F: I mean—that no amount of telling somebody in mere words that one is or is not angry is the same as what one might tell them by gesture or tone of voice. D: But, Daddy, you cannot have words without some tone of voice, can you? Even if somebody uses as little tone as he can, the other people will hear that he is holding himself back—and that will be a sort of tone, won't it? F: Yes—I suppose so. After all that's what I said just now about gestures—that the

Frenchman can say something special by stopping his gestures.

F: But then, what do I mean by saying that "mere words" can never convey the same message as gestures—if there are no "mere words"? D: Well, the words might be written.

F: No—that won't let me out of the difficulty. Because written words still have some sort of rhythm and they still have overtones. The point is that no mere words exist. There are only words with either gesture or tone of voice or something of the sort. But, of course, gestures without words are common enough.

D: Daddy, when they teach us French at school, why don't they teach us to wave our hands?

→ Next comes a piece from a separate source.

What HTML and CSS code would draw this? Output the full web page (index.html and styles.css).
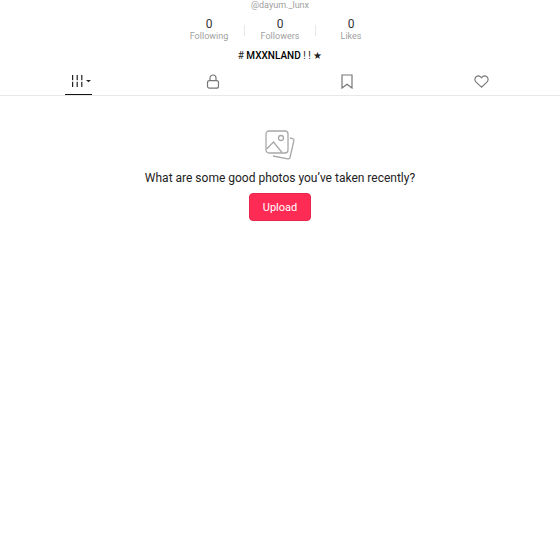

F: I don't know. I'm sure I don't know. That is probably one of the reasons why people find learning languages so difficult.

F: Anyhow, it is all nonsense. I mean, the notion that language is made of words is all nonsense—and when I said that gestures could not be translated into "mere words," I was talking nonsense, because there is no such thing as "mere words."

And all the syntax and grammar and all that stuff is nonsense. It's all based on the idea that "mere" words exist — and there are none.

F: I tell you—we have to start all over again from the beginning and assume that language is first and fore-most a system of gestures. Animals after all have only gestures and tones of voice—and words were invented later. Much later. And after that they invented school-masters.

D: Would it be a good thing if people gave up words and went back to only using gestures?

F: Hmm. I don't know. Of course we would not be able to have any conversations like this. We could only bark, or mew, and wave our arms about, and laugh and grunt and weep. But it might be fun—it would make life a sort of ballet—with dancers making their own music.